There are so many things I want and I want to do.
I’m realizing I’m either sorely lacking in self-discipline, I have way too high of expectations for myself, or some horrid combination of the two.
As I’ve said I’m learning in the past, I’m still learning again now: I need to learn how to just be… and who to be, rather than do and strive and stress.
Learning How to Be
Leaning how to be is so much harder than it sounds – even when you know it’s exactly what you need to fix this nasty performance and productivity cycle you’ve created for yourself.

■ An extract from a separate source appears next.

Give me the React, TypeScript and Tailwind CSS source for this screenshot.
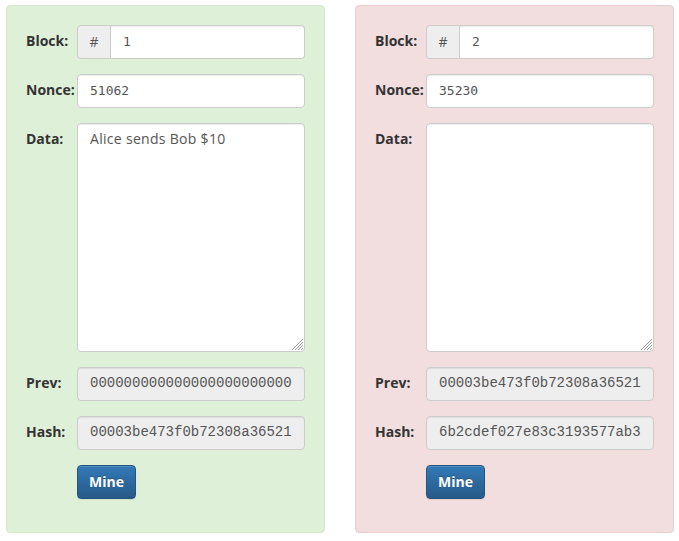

It’s hard to change from doing to being because – if you’re like me – it feels like there’s even a to-do list for that change.
Then when I find something I think will help, I want to rush through all the learning (thanks, Netflix binge watching, for the overload of instant gratification). But nothing really sticks. I expect myself to be a whole new person overnight. Then I feel ashamed and disappointed when my actions prove I didn’t truly learn anything.
I’m tired of trying to convince myself I’m not actually a lazy person.
I’m tired of feeling guilty for relaxing on days off or evenings after a long shift.
I’m tired of feeling empty and anxious to do more at the end of a day full of checking items off my to-do list.
Urgency vs. Importance
Then I read part of a lesson for Make Over Your Mornings (I’m actually trying not to binge my way through this one). This lesson was about putting your “big rocks” in first rather than filling you day with the little to-do’s, not leaving any room for the important ones.
She explained the difference between what’s important and what’s urgent. She said to ask yourself, “If I did NOTHING else today except ___________, my day would be a success.”
When I wrote down my answers, I realized every single one were the things I push off and often don’t get to at all.
For a while now, I’ve been implementing a “6 Most Important Things” list, thank to Mary Kay Ash. I make a list at night of my six most important tasks to complete the next day.
Before, I wouldn’t include the tasks I considered “the givens” because there were just too many important tasks to fit all in one list.
Now, I’m taking more time developing the list, making sure my “day-makers” (formerly “the givens”) are all on the list before anything else goes on.
I’ve attached my daily tasks to my goals, and broken my goals down to bite-sized tasks I can complete in a day to make more progress.
When I stick to this plan during the day, I go to bed feeling more content and peaceful.
I’m impatient with the process but I’m feeling do much better and more hopeful – even slightly more free.
To-do lists aren’t bad if done differently and for a different reason.
I’m trying to truly learn in my heart the difference.